The Libertarian Party Would Be the Party of the Future if it Wasn't for Stupid Stuff Like This

The Libertarian Party is one that has the most potential for growth and influence, and yet consistent ridiculousness by its leaders keep it at the back of the pack where it doesn’t belong.


Voters — mainly millennials at a staggering 71 percent — would be willing to drop the current duopoly in order to include a third party. This was first seen during the 2016 elections when voter fled their parties due to highly unpopular candidates for a different option. While some left the Democratic party after its betrayal of Bernie Sanders for the Green Party, the vast majority made their way to the Libertarians, which grew by leaps and bounds.

With Trump still a pretty unlikable guy and the Democrats without a leader, the Libertarian party is one that could put forth a solid message that many could get behind. That’s the message of “put us in charge, and we’ll leave you alone.” With an America that is becoming more and more individualistic, the Libertarian party is set up for future success.

And yet it can’t seem to stop doing ridiculous stuff.

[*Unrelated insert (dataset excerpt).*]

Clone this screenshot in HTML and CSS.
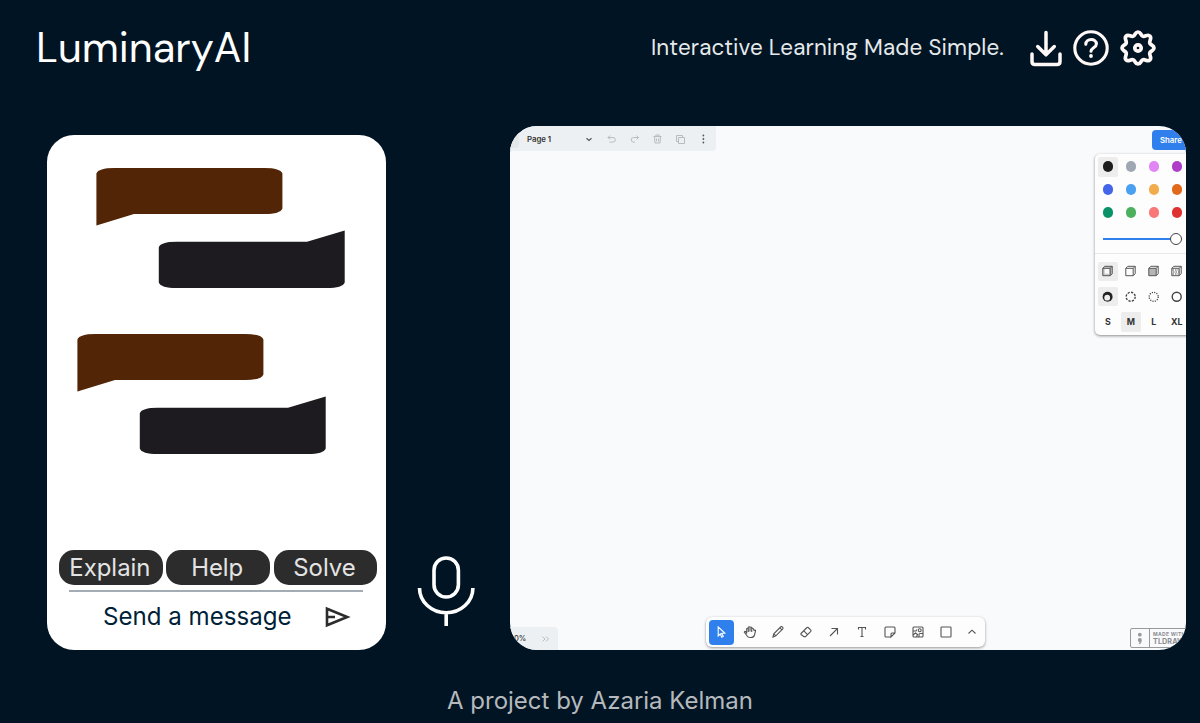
FILE: index.html
```html
<!DOCTYPE html>
<html lang="en">
<head>
<meta charset="utf-8">
<title>LuminaryAI</title>
<link rel="stylesheet" href="styles.css">
</head>
<body>
<header class="header">
  <h1 class="brand">LuminaryAI</h1>
  <p class="tagline">Interactive Learning Made Simple.</p>
  <nav class="actions">
    <svg class="icon-download" width="32" height="37" viewBox="0 0 32 37"><path d="M16 2.500v22M7.700 16.500l8.300 8.300 8.300-8.300M2 24v7.500q0 3 3 3h22q3 0 3-3v-7.500"/></svg>
    <svg class="icon-help" width="36" height="36" viewBox="0 0 36 36"><circle cx="18" cy="18" r="16.200"/><path d="M12.800 14.200c.2-6.200 10.600-6.200 10.600-.2 0 3.600-5.400 4-5.400 7.300"/><circle class="solid" cx="18" cy="26" r="1.900"/></svg>
    <svg class="icon-gear" width="36" height="36" viewBox="0 0 36 36"><path d="M14.300 5.400C15.600 3.700 15.800 2 18 2s2.400 1.700 3.700 3.400c1.200 1.400 2.400 1.100 4.200.4 2-.8 3.300-.6 4 .3.900.9 1.100 2 .3 4-.7 1.800-1 3 .4 4.200C32.300 15.600 34 15.800 34 18s-1.700 2.400-3.400 3.700c-1.400 1.200-1.100 2.400-.4 4.200.8 2 .6 3.100-.3 4-.7.900-2 1.100-4 .3-1.800-.7-3-1-4.200.4C20.400 32.300 20.200 34 18 34s-2.400-1.700-3.700-3.400c-1.200-1.400-2.400-1.100-4.200-.4-2 .8-3.100.6-4-.3-.9-.9-1.100-2-.3-4 .7-1.800 1-3-.4-4.200C3.700 20.400 2 20.200 2 18s1.700-2.400 3.400-3.700c1.400-1.200 1.100-2.400.4-4.200-.8-2-.6-3.100.3-4 .9-.9 2-1.100 4-.3 1.800.7 3 1 4.200-.4z"/><circle cx="18" cy="18" r="3.200"/></svg>
  </nav>
</header>

<main class="main">
  <section class="chat">
    <div class="messages">
      <svg class="bubble user first" viewBox="0 0 187 58"><path d="M.4 57.500V5.500Q2.400 0 18.400 0H168.400Q184.400 0 186.400 5.500V40.500Q184.400 46 168.400 46H38Z"/></svg>
      <svg class="bubble reply first" viewBox="0 0 187 58"><path d="M185.700.5V52.500Q183.700 58 167.700 58H17.700Q1.700 58-.2 52.500V17.300Q1.700 11.800 17.700 11.800H148Z"/></svg>
      <svg class="bubble user second" viewBox="0 0 187 58"><path d="M.4 57.500V5.500Q2.400 0 18.400 0H168.400Q184.400 0 186.400 5.500V40.500Q184.400 46 168.400 46H38Z"/></svg>
      <svg class="bubble reply second" viewBox="0 0 187 58"><path d="M185.700.5V52.500Q183.700 58 167.700 58H17.700Q1.700 58-.2 52.500V17.300Q1.700 11.800 17.700 11.800H148Z"/></svg>
    </div>
    <div class="prompts">
      <button class="prompt explain">Explain</button>
      <button class="prompt help">Help</button>
      <button class="prompt solve">Solve</button>
    </div>
    <div class="composer">
      <span class="placeholder">Send a message</span>
      <svg class="send" width="26" height="22" viewBox="0 0 26 22"><path d="M2 2.800 22.200 11 2 19.200ZM2 11h8"/></svg>
    </div>
  </section>

  <svg class="mic" width="58" height="72" viewBox="0 0 58 72"><rect x="17" y="3" width="24.400" height="39" rx="12.200"/><path d="M2.500 33a26.700 24.800 0 0 0 53.400 0M29.200 58v13"/></svg>

  <section class="board">
    <div class="pagebar">
      <i class="menu-edge"></i>
      <span class="page-name">Page 1</span>
      <svg class="page-icons" width="130" height="25" viewBox="584 126 130 25">
        <path class="dark" d="m586.500 138.300 2.500 2.200 2.500-2.200"/>
        <path d="m610 135.500-2 2 2 2M608 137.500h5a2.300 2.300 0 0 1 0 4.600h-3.500M636.500 135.500l2 2-2 2M638.500 137.500h-5a2.300 2.300 0 0 0 0 4.600h1.500"/>
        <path d="M653.500 136.500h8M655.800 136.300v-1.300h3.400v1.300M654.500 136.500l.5 6.500h5l.5-6.500M656.600 138.500v3M658.600 138.500v3"/>
        <path d="M678.500 141.500h-2v-6h6v2M678.500 137.500h6v6h-6z"/>
        <g class="dots"><circle cx="703.400" cy="135.500" r=".9"/><circle cx="703.400" cy="139" r=".9"/><circle cx="703.400" cy="142.500" r=".9"/></g>
      </svg>
    </div>
    <button class="share">Share</button>

    <aside class="style-panel">
      <div class="cells colors">
        <span class="cell active"><i class="dot black"></i></span><span class="cell"><i class="dot grey"></i></span><span class="cell"><i class="dot pink"></i></span><span class="cell"><i class="dot purple"></i></span>
        <span class="cell"><i class="dot blue"></i></span><span class="cell"><i class="dot sky"></i></span><span class="cell"><i class="dot yellow"></i></span><span class="cell"><i class="dot orange"></i></span>
        <span class="cell"><i class="dot teal"></i></span><span class="cell"><i class="dot green"></i></span><span class="cell"><i class="dot coral"></i></span><span class="cell"><i class="dot red"></i></span>
      </div>
      <div class="opacity"><i class="track"></i><i class="thumb"></i></div>
      <div class="cells options">
        <span class="cell active"><svg class="opt" viewBox="0 0 13 12"><path fill="#ccc" stroke="none" d="M1.500 3l2-2h8v8l-2 2h-8z"/><path fill="#fafafa" stroke="none" d="M3.800 4h4.200v4.600H3.800z"/><path d="M1.800 3.300h7.400v7.400H1.800zM1.800 3.300l2-2h7.400v7.400l-2 2M9.200 3.300l2-2"/></svg></span>
        <span class="cell"><svg class="opt" viewBox="0 0 13 12"><path d="M1.800 3.300h7.400v7.400H1.800zM1.800 3.300l2-2h7.400v7.400l-2 2M9.200 3.300l2-2"/></svg></span>
        <span class="cell"><svg class="opt" viewBox="0 0 13 12"><path fill="#b5b5b5" d="M1.800 3.300h7.400v7.400H1.800z"/><path d="m1.800 3.300 2-2h7.400v7.400l-2 2M9.200 3.300l2-2"/></svg></span>
        <span class="cell"><svg class="opt" viewBox="0 0 13 12"><path d="M1.800 3.300h7.400v7.400H1.800zM1.800 3.300l2-2h7.400v7.400l-2 2M9.200 3.300l2-2"/><path stroke-dasharray="1.500 1" d="M2.500 5h6M3 7h6M2.500 9h6"/></svg></span>
        <span class="cell active"><svg class="opt" viewBox="0 0 13 12"><circle cx="6.600" cy="5.800" r="5" fill="#222" stroke="none"/><circle cx="6.200" cy="6.700" r="2.900" fill="#ededed" stroke="none"/></svg></span>
        <span class="cell"><svg class="opt ring" viewBox="0 0 13 12"><circle cx="6.700" cy="5.800" r="4.500" stroke-dasharray="2.200 1.300"/></svg></span>
        <span class="cell"><svg class="opt ring" viewBox="0 0 13 12"><circle cx="6.700" cy="5.800" r="4.500" stroke-dasharray="1.100 1.250"/></svg></span>
        <span class="cell"><svg class="opt ring" viewBox="0 0 13 12"><circle cx="6.700" cy="5.800" r="4.500"/></svg></span>
        <span class="cell">S</span><span class="cell active">M</span><span class="cell">L</span><span class="cell">XL</span>
      </div>
    </aside>

    <div class="zoombar"><span class="zoom-value">0%</span><svg width="10" height="8" viewBox="0 0 10 8"><path d="m1.500 1.500 2.500 2.500-2.500 2.500M5 1.500 7.500 4 5 6.500"/></svg></div>

    <div class="tools">
      <span class="tool selected"><svg viewBox="0 0 14 14"><path d="m4.200 2 6.600 6-3.200.4 1.700 3-1.500.8-1.600-3.200-2 2z"/></svg></span>
      <span class="tool"><svg viewBox="0 0 14 14"><path d="M3.700 8.500V3.700q.8-1 1.600 0V7 2.200q.9-1 1.700 0v4.300-4q.9-1 1.700 0V7 3.800q.9-1 1.700 0L11 5.500q1.200-.8 1.600.2L11.500 10q-.7 2.500-3.500 2.500H7q-2 0-3-1.800L1.300 7.200q.2-1.200 1.400-.6z"/></svg></span>
      <span class="tool"><svg viewBox="0 0 14 14"><path d="m2 12 .8-3.200 7-7q1-.6 1.800.3t.2 1.800l-7 7zM9 2.800 11 5M2.800 8.800l2 2"/></svg></span>
      <span class="tool"><svg viewBox="0 0 14 14"><path d="m2 8.500 6-6q.6-.5 1.200 0l2.600 2.600q.5.600 0 1.200l-5.300 5.300H5L2 9.500q-.4-.5 0-1zM4.800 5.800l4 4"/></svg></span>
      <span class="tool"><svg viewBox="0 0 14 14"><path d="m3 11 7.500-7.500M4.500 3.500h6v6"/></svg></span>
      <span class="tool"><svg viewBox="0 0 14 14"><path d="M3.500 4.500v-2h7v2M7 2.500v9M5.500 11.500h3"/></svg></span>
      <span class="tool"><svg viewBox="0 0 14 14"><path d="M8 12H3q-1 0-1-1V3q0-1 1-1h8q1 0 1 1v5l-4 4V9q0-1 1-1h3"/></svg></span>
      <span class="tool"><svg viewBox="0 0 14 14"><rect x="2" y="2" width="10" height="10" rx="1"/><path d="M2 6h2.500q1 0 1-1V4.500M2 10l2.500-2 2 1.500L5.500 12M8 12V9.500q0-1 1-1h3"/><circle cx="8.700" cy="5.200" r="1.500"/></svg></span>
      <span class="tool"><svg viewBox="0 0 14 14"><rect x="2" y="2" width="10" height="10" rx=".8"/></svg></span>
      <span class="tool"><svg viewBox="0 0 14 14"><path d="M3.500 8.500 7 5.200l3.500 3.300"/></svg></span>
    </div>

    <div class="badge">
      <svg class="badge-mark" width="19" height="17" viewBox="0 0 19 17"><circle cx="9.300" cy="5" r="2"/><path d="M7.200 10.500a2.100 2.100 0 1 1 4.200.3q0 2.900-2.500 4.200l-.8-.7q1-.8 1-1.600-1.900-.2-1.900-2.200z"/></svg>
      <div class="badge-text"><span class="made">MADE WITH</span><span class="name">TLDRAW</span></div>
    </div>
  </section>
</main>

<footer class="footer">A project by Azaria Kelman</footer>
</body>
</html>
```

FILE: styles.css
```css
* { box-sizing: border-box; }
body {
  margin: 0;
  height: 723px;
  overflow: hidden;
  background: #001423;
  color: #fff;
  font-family: Inter, "Liberation Sans", sans-serif;
  display: flex;
  flex-direction: column;
}
svg { display: block; fill: none; flex: none; }
.header { height: 126px; padding: 0 44px 30px 36px; display: flex; align-items: center; }
.brand { margin: 0 auto 0 0; padding-bottom: 1px; font-family: "DM Sans", Inter, sans-serif; font-size: 41.600px; font-weight: 400; white-space: nowrap; }
.tagline { margin: 0 25px 0 0; padding-bottom: 1px; width: 354px; font-family: "DM Sans", Inter, sans-serif; font-size: 22.400px; font-weight: 400; letter-spacing: .13px; color: #e6e9eb; white-space: nowrap; }
.actions { display: flex; align-items: center; gap: 11px; stroke: #fff8f7; stroke-width: 3.500; stroke-linecap: round; stroke-linejoin: round; }
.icon-help { stroke-width: 3.100; }
.icon-help .solid { fill: #fff; stroke: none; }
.icon-gear { stroke-width: 3.700; }

.main { height: 524.400px; padding-left: 47px; display: flex; align-items: flex-end; }
.chat { width: 338.700px; height: 515.800px; background: #fff; border-radius: 27px; display: flex; flex-direction: column; }
.messages { height: 415.400px; padding-top: 33.400px; display: flex; flex-direction: column; }
.bubble { width: 187px; height: 58px; overflow: visible; }
.user { fill: #512505; }
.reply { fill: #1e1b20; }
.user.first { margin-left: 49px; }
.reply.first { margin: 4px 0 0 112px; }
.user.second { margin: 46px 0 0 30px; }
.reply.second { margin: 4px 0 0 93px; }
.prompts { display: flex; gap: 3.500px; padding-left: 12px; }
.prompt { width: 103.800px; height: 35px; border: 0; padding: 0 2px 0 0; border-radius: 15px; background: #2c2c2c; color: #e4e4e4; font: 400 23.900px Inter, sans-serif; }
.composer { margin: 5px 22.500px 0 22px; border-top: 2px solid #a3acb5; padding: 9px 12.500px 0 34px; display: flex; align-items: center; justify-content: space-between; color: #001f38; font-size: 24.100px; line-height: 32px; white-space: nowrap; }
.send { stroke: #2c2c2c; stroke-width: 2.600; }
.mic { margin: 0 35.300px 23.400px 31px; stroke: #fff; stroke-width: 3.600; }

.board { position: relative; width: 676px; height: 524.400px; border-radius: 27px; overflow: hidden; background: #f9fafc; color: #333; }
.pagebar { position: absolute; left: 0; top: 0; width: 206px; height: 25px; background: #edf0f2; border-radius: 0 0 4px; display: flex; align-items: center; }
.menu-edge { width: 9px; height: 22px; align-self: flex-start; background: #e4e7e9; border-radius: 0 0 4px; }
.page-name { width: 57px; margin-left: 8px; font-size: 7.800px; font-weight: 600; }
.page-icons { stroke: #b9bcbe; stroke-width: 1; }
.page-icons .dark { stroke: #555; stroke-width: 1.200; }
.page-icons .dots { fill: #555; stroke: none; }
.share { position: absolute; left: 642px; top: 4px; width: 44px; height: 20px; padding: 0 0 0 8px; border: 0; border-radius: 4px; background: #2f80ed; color: #fff; text-align: left; font: 600 7.800px Inter, sans-serif; }
.style-panel { position: absolute; left: 585px; top: 28px; width: 98px; height: 181px; padding: 1px 0 0 1.300px; background: #fdfdfd; border-radius: 5px; box-shadow: 0 1px 3px rgba(0,0,0,.45); }
.cells { display: grid; grid-template-columns: repeat(4, 23px); }
.colors { grid-auto-rows: 23px; }
.cell { display: flex; align-items: center; justify-content: center; font-size: 8.800px; font-weight: 700; }
.active { background: #ededed; background-clip: content-box; padding: 1.500px; border-radius: 4px; }
.dot { width: 10.400px; height: 10.400px; border-radius: 50%; }
.black { background: #1d1d1d; } .grey { background: #9fa8b2; } .pink { background: #e085f4; } .purple { background: #ae3ec9; }
.blue { background: #4465e9; } .sky { background: #4ba1f1; } .yellow { background: #f1ac4b; } .orange { background: #e16919; }
.teal { background: #099268; } .green { background: #4cb05e; } .coral { background: #f87777; } .red { background: #e03131; }
.opacity { height: 30px; margin-left: -1.300px; padding: 0 0 0 8px; border-bottom: 1px solid #e8e8e8; display: flex; align-items: center; }
.track { width: 68px; height: 2px; background: #2f80ed; }
.thumb { width: 12px; height: 12px; margin-left: -1px; background: #fff; border: 1.700px solid #444; border-radius: 50%; }
.options { padding-top: 4.500px; grid-auto-rows: 25.400px; }
.options .active { padding: 2.700px 1.500px; }
.opt { width: 13px; height: 12px; stroke: #555; stroke-width: 1; }
.ring { stroke: #444; stroke-width: 1.400; }
.zoombar { position: absolute; left: 0; bottom: 0; width: 48px; height: 23.400px; padding-left: 4px; background: #edf0f2; border-radius: 0 4px 0 0; display: flex; align-items: center; gap: 15px; font-size: 7.500px; font-weight: 500; stroke: #bbb; }
.zoom-value { width: 12px; }
.tools { position: absolute; left: 196px; top: 491px; width: 279px; height: 30px; padding-left: 1.500px; display: flex; align-items: center; background: #fdfdfd; border-radius: 6px; box-shadow: 0 1px 3px rgba(0,0,0,.4); }
.tool { width: 28.050px; flex: none; display: flex; justify-content: center; stroke: #555; stroke-width: 1.100; }
.tool svg { width: 14px; height: 14px; }
.tool:last-child { width: 25px; }
.tool.selected { width: 25px; height: 25px; margin: 0 1.500px; align-items: center; background: #2f80ed; border-radius: 4px; stroke: #fff; }
.badge { position: absolute; left: 620px; top: 502px; width: 72px; height: 20px; border: 1.500px solid #999; border-radius: 2px; display: flex; color: #8a8d90; }
.badge-mark { height: 100%; border-right: 1.500px solid #999; fill: #999; }
.badge-text { padding: 1.500px 0 0 3px; display: flex; flex-direction: column; white-space: nowrap; font-weight: 700; }
.made { font-size: 5px; line-height: 6px; letter-spacing: .3px; }
.name { font-size: 7.200px; line-height: 9px; letter-spacing: .1px; }
.footer { height: 72px; padding-top: 35.600px; text-align: center; color: #b5b9bd; font-size: 24px; line-height: 30px; font-weight: 400; }
```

Reason reported on Wednesday that Larry Sharpe, one of the more serious Libertarian candidates — he came second in the race for 2016 VP — recently resigned from his post as an alternate representative for region 8 on the Libertarian National Committee, and for good reason.

Sharpe couldn’t stomach the vice-Chair of the LNC Arvin Vohra, who recently posted on Facebook that an adult having sex with a 14-year-old isn’t the state’s business, and that those engaged in military service should be seen as immoral killers. This is, of course ridiculous tripe, and any person with a hint of reason could find very solid arguments against both of these stances.


However, Sharpe didn’t want Vohra kicked out of the party for these ridiculous views. He’s more than welcome to have them, and libertarians are not in the business of thought policing. What he did want was to see him taken down from his position so that someone with a little more sense could help lead the party into the future.

And the Libertarian Party voted no.

Sharpe’s resignation letter put it perfectly, and it should be taken as a dire warning for how many in America would react to such lunacy being put at the head of the party.

“The recent reaction from the LNC,” Sharpe wrote, “has clarified for me that Arvin does fit on the LNC. Clearly, the one who does not belong is me.”

Poignant, but on point. Vohra maintains his position despite his ludicrous takes on military service sexual relationships with minors, continuing a long, sad history of the Libertarian party shooting itself squarely in the foot.

The Libertarian party believes in minimal government, lower taxes, spending cuts for days, eliminating superfluous laws, and letting the local people decide what is best, not some bureaucrats in a far away town. One thing the Libertarian party is not is a group of anarchists. We believe that there are some laws that are indeed necessary. This includes laws that deems sex with minors a crime. We also believe in a defensive military that will rise up to defend us all should we ever fall under attack. At no point should those who sign up for the military be looked down on as horrible people. They are, in many respects, the best among us.


Vohra is a self-described anarchist who does not hold to these positions, and yet he’s vice-Chair of the LNC. Why?

While I myself identify as a libertarian, if the Libertarian party concludes that Vohra is a solid choice for party leadership then I, and people like myself, are going to have trouble putting our faith in it. For those not yet identifying themselves as libertarians, sentiments like this may cause them to walk away quickly.

I want the Libertarian party to succeed, but I also want it to be a serious party that can solidly contend on the national stage. If anarchists want to be a part of the Libertarian party, then that’s fine, but the Libertarian party’s leadership should consist of those who believe in its own platform. This would pave the way for new members who want more individualism and less government oversight, and thus usher in a new Libertarian age.